Brussels Sprouts - Brussels sprouts once got a bitterly bad rep, but no longer. Provided that they are steamed, boiled or roasted until just tender, they’re an easy, fast and reliable veg to have on your dinner plate. Creamy, cheesy sauces work really well with their texture and flavour, like in this gratin.
Butternut Squash - Although available year round, autumn is the best time for butternut squash. It can be steamed and microwaved (good if making a puree) but roasting caramelises its natural sugars, bringing out its flavour to the fullest. If you're a bit baffled on how to tackle it at first, follow our easy butternut squash preparation tips.
Cauliflower - More versatile than given credit for, forget boring boiled florets and whizz up raw cauliflower to make a low-carb rice, or roast it whole with a spicy rub for an elegant vegetarian centrepiece. Got a surplus of the stuff? Discover how you can freeze cauliflower, too.
Chestnuts - Smooth, soft and delicate in flavour, if you’re lucky enough to live near sweet chestnut trees, go pick some! Chestnuts are great used in stuffings and nut roasts, and, of course, are a seasonal favourite when simply roasted. Just be sure to cut a cross in the skin before putting them in the oven, to stop them from exploding.
Kale - Avoid buying pre-shredded kale and buy it whole, as this means you can cut out the woody, tough stems completely and just use the leaves.

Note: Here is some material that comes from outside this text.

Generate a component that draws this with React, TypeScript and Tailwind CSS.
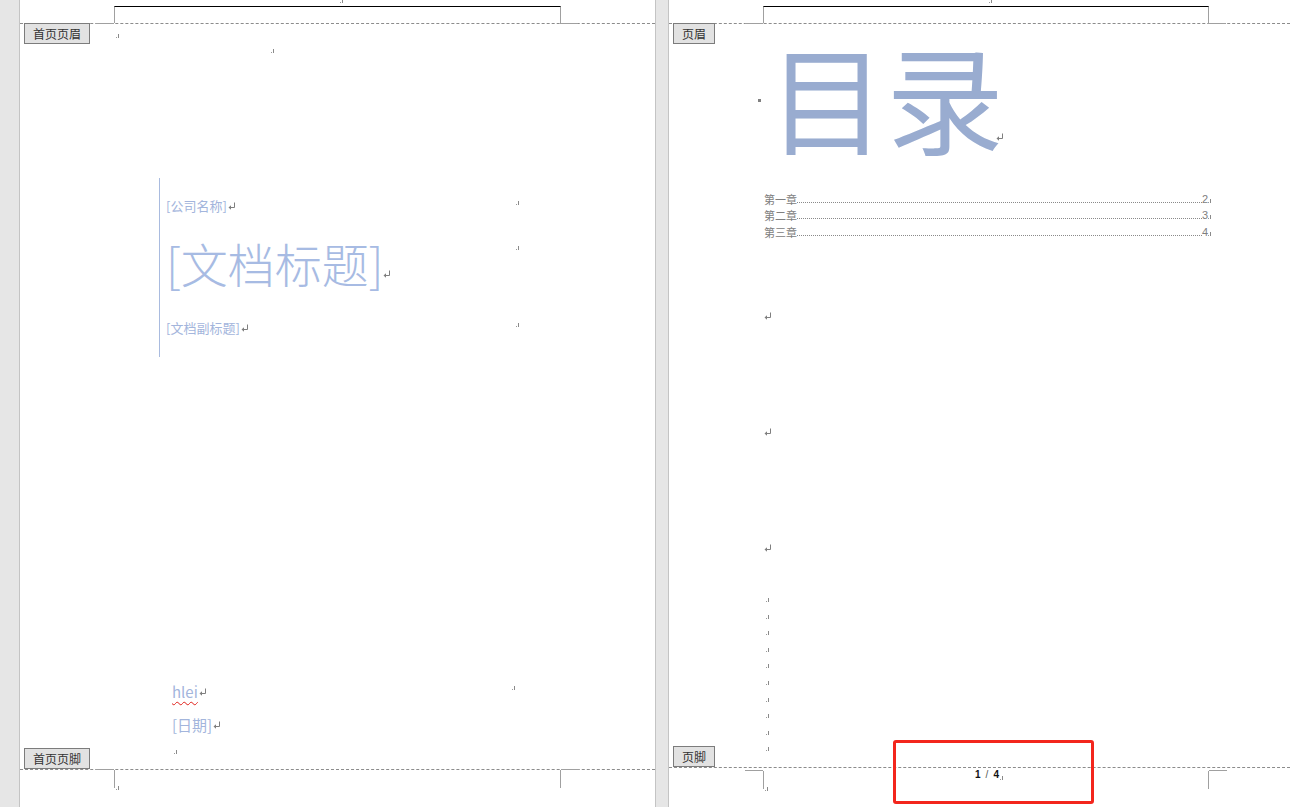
import React from 'react'

// Word-like "print layout" view: two pages side by side

const cjk = "font-['Noto_Sans_CJK_SC','Noto_Sans',sans-serif]"

// paragraph return mark
function Ret({ className = '' }: { className?: string }) {
	return (
		<svg width="8" height="8" viewBox="0 0 8 8" className={`inline-block shrink-0 ${className}`}>
			<path d="M6.5 0.5v5H2" stroke="#7f7f7f" strokeWidth="1" fill="none" />
			<path d="M0.5 5.5l2.5-2.2v4.4z" fill="#7f7f7f" />
		</svg>
	)
}

// tiny end-of-cell mark
function Mark({ className = '', style }: { className?: string; style?: React.CSSProperties }) {
	return (
		<svg width="4" height="5" viewBox="0 0 4 5" className={`block shrink-0 ${className}`} style={style}>
			<rect x="0" y="4" width="1" height="1" fill="#9a9a9a" />
			<rect x="2" y="1" width="1" height="4" fill="#8a8a8a" />
		</svg>
	)
}

function Chip({ text, className = '' }: { text: string; className?: string }) {
	return (
		<div
			className={`absolute left-[4px] h-[21px] border border-[#7c7c7c] bg-[#e2e2e2] px-[8px] text-[12px] leading-[19px] text-[#333] ${cjk} ${className}`}
		>
			{text}
		</div>
	)
}

// header zone: margin rule + dashed separator + crop marks
function Header({ label, left, width }: { label: string; left: number; width: number }) {
	return (
		<div className="relative h-[24px] shrink-0 border-b border-dashed border-[#8c8c8c]">
			<div
				className="mt-[6px] h-[17px] border-x border-t border-x-[#a0a0a0] border-t-black"
				style={{ marginLeft: left, width }}
			/>
			<div className="absolute top-[23px] h-px w-[18px] bg-[#a0a0a0]" style={{ left: left - 18 }} />
			<div className="absolute top-[23px] h-px w-[18px] bg-[#a0a0a0]" style={{ left: left + width - 1 }} />
			<Mark className="absolute top-[-2px] left-[320px]" />
			<Chip text={label} className="top-[23px] z-10" />
		</div>
	)
}

function Footer({
	left,
	width,
	height,
	offset,
	children,
}: {
	left: number
	width: number
	height: number
	offset: number
	children?: React.ReactNode
}) {
	return (
		<div className="relative shrink-0 border-t border-dashed border-[#8c8c8c]" style={{ height }}>
			<div className="flex" style={{ marginLeft: left - 18, width: width + 36, marginTop: offset }}>
				<div className="mt-[-1px] h-px w-[18px] bg-[#a0a0a0]" />
				<div className="h-[18px] flex-1 border-x border-[#a0a0a0]" />
				<div className="mt-[-1px] h-px w-[18px] bg-[#a0a0a0]" />
			</div>
			<Mark className="absolute" style={{ left: left + 2, top: offset + 15 }} />
			{children}
		</div>
	)
}

function CoverPage() {
	return (
		<div className="relative flex h-[807px] w-[635px] shrink-0 flex-col overflow-hidden bg-white">
			<Header label="首页页眉" left={94} width={447} />
			<div className="relative flex min-h-0 flex-1 flex-col">
				<div className="mt-[9px] pl-[96px]">
					<Mark />
				</div>
				<div className="mt-[10px] pl-[251px]">
					<Mark />
				</div>
				<div className="ml-[139px] mt-[125px] flex h-[179px] w-[361px] flex-col border-l border-[#a9bbdf] pl-[6px] text-[#a3b5dc]">
					<div className="mt-[20px] flex items-start justify-between">
						<div className={`flex items-center text-[13px] leading-[16px] ${cjk}`}>
							[公司名称]
							<Ret className="ml-[1px]" />
						</div>
						<Mark className="mt-[2px]" />
					</div>
					<div className="mt-[25px] flex items-start justify-between">
						<div className={`flex items-end text-[47px] font-light leading-[47px] text-[#a7bbe3] ${cjk}`}>
							[文档标题]
							<Ret className="mb-[8px] ml-[-1px]" />
						</div>
						<Mark className="mt-[6px]" />
					</div>
					<div className="mt-[34px] flex items-start justify-between">
						<div className={`flex items-center text-[13px] leading-[16px] ${cjk}`}>
							[文档副标题]
							<Ret className="ml-[1px]" />
						</div>
						<Mark className="mt-[2px]" />
					</div>
				</div>
				<div className="ml-[152px] mt-[327px] flex w-[344px] items-start justify-between text-[#a3b5dc]">
					<div className={`flex items-center text-[15px] leading-[16px] ${cjk}`}>
						<span className="underline decoration-wavy decoration-[#e0201a] decoration-1 underline-offset-[3px]">
							hlei
						</span>
						<Ret className="ml-[1px]" />
					</div>
					<Mark className="mt-[1px]" />
				</div>
				<div className={`ml-[152px] mt-[16px] flex items-center text-[15px] leading-[18px] text-[#a3b5dc] ${cjk}`}>
					[日期]
					<Ret className="ml-[1px]" />
				</div>
				<div className="ml-[154px] mt-[15px]">
					<Mark />
				</div>
				<Chip text="首页页脚" className="bottom-0" />
			</div>
			<Footer left={94} width={447} height={38} offset={0} />
		</div>
	)
}

const chapters = [
	{ name: '第一章', page: '2' },
	{ name: '第二章', page: '3' },
	{ name: '第三章', page: '4' },
]

function TocPage() {
	return (
		<div className="relative flex h-[807px] min-w-0 flex-1 flex-col overflow-hidden bg-white">
			<Header label="页眉" left={94} width={446} />
			<div className="relative flex min-h-0 flex-1 flex-col">
				<div className="mt-[11px] flex items-start pl-[89px]">
					<div className="mt-[64px] h-[3px] w-[3px] bg-[#808080]" />
					<div className={`ml-[7px] text-[118px] leading-[120px] text-[#99acd0] ${cjk}`}>目录</div>
					<Ret className="ml-[-8px] mt-[98px]" />
				</div>
				<div className={`ml-[95px] mt-[34px] flex w-[448px] flex-col text-[11px] text-[#808080] ${cjk}`}>
					{chapters.map((c) => (
						<div key={c.name} className="flex h-[16.5px] items-end">
							<span className="leading-[14px]">{c.name}</span>
							<span className="mb-[3px] flex-1 border-b border-dotted border-[#8a8a8a]" />
							<span className="leading-[14px] font-['Liberation_Sans',sans-serif]">{c.page}</span>
							<Mark className="mb-[3px]" />
						</div>
					))}
				</div>
				<div className="ml-[95px] mt-[70px] flex h-[14px] items-center">
					<Ret />
				</div>
				<div className="ml-[95px] mt-[102px] flex h-[14px] items-center">
					<Ret />
				</div>
				<div className="ml-[95px] mt-[102px] flex h-[14px] items-center">
					<Ret />
				</div>
				<div className="ml-[97px] mt-[37px] flex flex-col">
					{Array.from({ length: 10 }).map((_, i) => (
						<div key={i} className="flex h-[16.55px] items-center">
							<Mark />
						</div>
					))}
				</div>
				<Chip text="页脚" className="bottom-0" />
			</div>
			<Footer left={94} width={446} height={40} offset={3}>
				<div className="absolute left-0 right-0 top-0 flex justify-center">
					<div className="ml-[20px] mt-[1px] flex items-end text-[10px] leading-[12px] text-[#111] font-['Liberation_Sans',sans-serif]">
						<span className="font-bold">1</span>
						<span className="mx-[5px] font-light text-[#555]">/</span>
						<span className="font-bold">4</span>
						<Mark className="mb-[1px] ml-px" />
					</div>
				</div>
			</Footer>
			<div className="absolute left-[224px] top-[740px] h-[64px] w-[201px] rounded-[3px] border-[3px] border-[#f3261d]" />
		</div>
	)
}

export default function App() {
	return (
		<div className="flex h-[807px] w-[1290px] overflow-hidden bg-[#e6e6e6]">
			<div className="w-[20px] shrink-0 border-r border-[#c4c4c4]" />
			<CoverPage />
			<div className="w-[14px] shrink-0 border-x border-[#c4c4c4]" />
			<TocPage />
		</div>
	)
}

Braise, steam or blanch for 8-10 mins until completely tender.
Parsnips - Parsnips aren’t just for Christmas. Roasting parsnips gives them the most complex flavour of all the cooking methods and are a fantastic addition to a roast, bangers and mash or pie. Leftovers can be blitzed to a creamy soup, while you can grate raw parsnip into cakes, just as you would carrot.

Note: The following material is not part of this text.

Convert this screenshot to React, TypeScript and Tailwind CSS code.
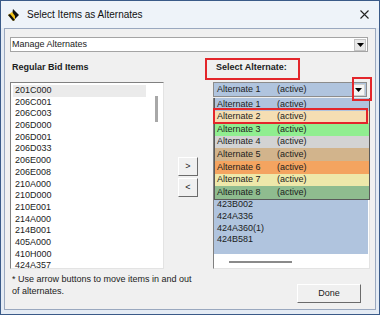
const regularItems = [
  "201C000", "206C001", "206C003", "206D000", "206D001", "206D033", "206E000", "206E008",
  "210A000", "210D000", "210E001", "214A000", "214B001", "405A000", "410H000", "424A357",
];

const alternates = [
  { name: "Alternate 1", color: "bg-[#b0c4de]" },
  { name: "Alternate 2", color: "bg-[#f5deb3]" },
  { name: "Alternate 3", color: "bg-[#90ee90]" },
  { name: "Alternate 4", color: "bg-[#d3d3d3]" },
  { name: "Alternate 5", color: "bg-[#d2b48c]" },
  { name: "Alternate 6", color: "bg-[#f4a460]" },
  { name: "Alternate 7", color: "bg-[#eee8aa]" },
  { name: "Alternate 8", color: "bg-[#8fbc8f]" },
];

// rows above these sit under the open dropdown, so only these show
const altItems = ["423B002", "424A336", "424A360(1)", "424B581"];

function ArrowBtn({ className }: { className: string }) {
  return (
    <div className={`flex items-center justify-center ${className}`}>
      <svg width="7" height="4" viewBox="0 0 7 4">
        <path d="M0 0h7L3.5 4z" fill="#000" />
      </svg>
    </div>
  );
}

function WinButton({ label, className }: { label: string; className: string }) {
  return (
    <div
      className={`flex items-center justify-center bg-[#f0f0f0] border border-t-white border-l-white border-r-[#6b6b6b] border-b-[#6b6b6b] text-[#222] ${className}`}
    >
      {label}
    </div>
  );
}

export default function App() {
  return (
    <div className="w-[380px] h-[315px] bg-[#e4ebf4] border border-[#3a5a88] flex flex-col font-['Liberation_Sans',Arial,sans-serif] text-[9px] text-[#1c1c1c] overflow-hidden">
      {/* title bar */}
      <div className="h-[27px] flex items-center pl-[6px] pr-[10px] bg-[#eef3f9]">
        <svg width="13" height="14" viewBox="0 0 13 14">
          <path d="M6 1l6 6-4 4-3-4z" fill="#111" />
          <path d="M1 7l4-3 3 4 0 4-2 1z" fill="#f2c318" />
          <path d="M1 7l5 6 2-1-5-6z" fill="#111" />
        </svg>
        <span className="ml-[7px] text-[10px] text-[#111]">Select Items as Alternates</span>
        <svg className="ml-auto" width="9" height="9" viewBox="0 0 9 9">
          <path d="M0.5 0.5l8 8M8.5 0.5l-8 8" stroke="#222" strokeWidth="1.1" />
        </svg>
      </div>

      {/* client area */}
      <div className="flex-1 mx-[3px] mb-[4px] bg-[#f0f0f0] border border-[#9aa8bf] pl-[5px] pt-[8px] flex flex-col">
        {/* top combo */}
        <div className="w-[358px] h-[15px] bg-white border border-[#a4a4a4] flex items-center">
          <span className="pl-[1px] text-[#222]">Manage Alternates</span>
          <ArrowBtn className="ml-auto mr-[1px] w-[12px] h-[12px] bg-[#e8e8e8] border border-[#c4c4c4]" />
        </div>

        {/* main row */}
        <div className="flex mt-[10px] w-[360px]">
          {/* left column */}
          <div className="w-[154px] flex flex-col">
            <div className="h-[11px] leading-[11px] pl-[2px] font-bold">Regular Bid Items</div>
            <div className="mt-[9px] h-[187px] bg-white border border-t-[#808080] border-l-[#808080] border-r-[#e3e3e3] border-b-[#e3e3e3] flex overflow-hidden">
              <div className="w-[135px] pl-[2px] pt-[2px] flex flex-col">
                {regularItems.map((it, i) => (
                  <div key={it} className={`h-[11.7px] shrink-0 leading-[11.7px] px-[2px] ${i === 0 ? "bg-[#ebebeb]" : ""}`}>
                    {it}
                  </div>
                ))}
              </div>
              <div className="flex-1 pt-[13px] pl-[9px]">
                <div className="w-[3px] h-[26px] bg-[#a8a8a8]" />
              </div>
            </div>
          </div>

          {/* middle buttons */}
          <div className="w-[49px] pt-[95px] pl-[14px] flex flex-col gap-[2px]">
            <WinButton label=">" className="w-[20px] h-[19px] text-[#3a4766]" />
            <WinButton label="<" className="w-[20px] h-[19px] text-[#3a4766]" />
          </div>

          {/* right column */}
          <div className="w-[157px] flex flex-col relative">
            <div className="h-[11px] leading-[11px] pl-[3px] font-bold">Select Alternate:</div>
            <div className="mt-[9px] relative">
              <div className="w-[154px] h-[15px] bg-[#b0c4de] border border-[#8c8c8c] flex items-center">
                <span className="pl-[3px] w-[63px]">Alternate 1</span>
                <span>(active)</span>
                <ArrowBtn className="ml-auto mr-[1px] w-[13px] h-[12px] bg-[#f4f4f4] border border-[#d0d0d0]" />
              </div>
              {/* dropdown list */}
              <div className="absolute top-[16px] left-[1px] w-[156px] border border-t-0 border-[#5a5a5a] z-10 flex flex-col">
                {alternates.map((a) => (
                  <div key={a.name} className={`h-[12.6px] flex items-center ${a.color}`}>
                    <span className="pl-[2px] w-[62px]">{a.name}</span>
                    <span>(active)</span>
                  </div>
                ))}
              </div>
            </div>
            <div className="mt-[1px] h-[171px] bg-white border border-t-[#808080] border-l-[#808080] border-r-[#e3e3e3] border-b-[#e3e3e3] flex flex-col overflow-hidden">
              <div className="flex-1 w-[154px] bg-[#b0c4de] flex flex-col justify-end pb-[8px] overflow-hidden">
                {altItems.map((it) => (
                  <div key={it} className="h-[11.7px] shrink-0 leading-[11.7px] pl-[3px]">
                    {it}
                  </div>
                ))}
              </div>
              <div className="h-[14px] pt-[7px] pl-[15px]">
                <div className="w-[63px] h-[2px] bg-[#8a8a8a]" />
              </div>
            </div>

            {/* annotation boxes */}
            <div className="absolute left-[-8px] top-[-4px] w-[95px] h-[22px] border-2 border-[#e3262b] z-20" />
            <div className="absolute left-[139px] top-[15px] w-[20px] h-[24px] border-2 border-[#e3262b] z-20" />
            <div className="absolute left-[0px] top-[46px] w-[155px] h-[16px] border-2 border-[#e3262b] z-20" />
          </div>
        </div>

        {/* footer */}
        <div className="flex w-[360px]">
          <div className="pt-[4px] pl-[2px] leading-[12px] text-[#222]">
            * Use arrow buttons to move items in and out
            <br />
            of alternates.
          </div>
          <WinButton label="Done" className="ml-auto mr-[9px] mt-[15px] w-[64px] h-[19px]" />
        </div>
      </div>
    </div>
  );
}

Pears - Pears should be perfectly ripe right at this time of year, but if you’ve bought some that are a little on the hard side, there’s an easy fix. Pop into a bag with a banana and the gas given off by the banana will speed up the ripening process.
Pumpkin - From mini munchkins to colossal Cinderella specimens, pumpkins are more than just a Halloween prop. Roasted in wedges, they are a delicious side. Pumpkins make the velvetiest soups, but are also perfect in sweet dishes too, like these scrumptiously simple scones. Learn how to prepare your pumpkin properly with our how-to guide.
Red Cabbage - Cabbage is an incredibly cost-effective veg, as it’s reasonably priced, goes far and keeps well. Shredded into a slaw, it partners well with wholegrain mustard, while it can be cooked slowly with spices, sugar and a little red wine vinegar. Both are ideal accompaniments to a thickly-sliced baked ham.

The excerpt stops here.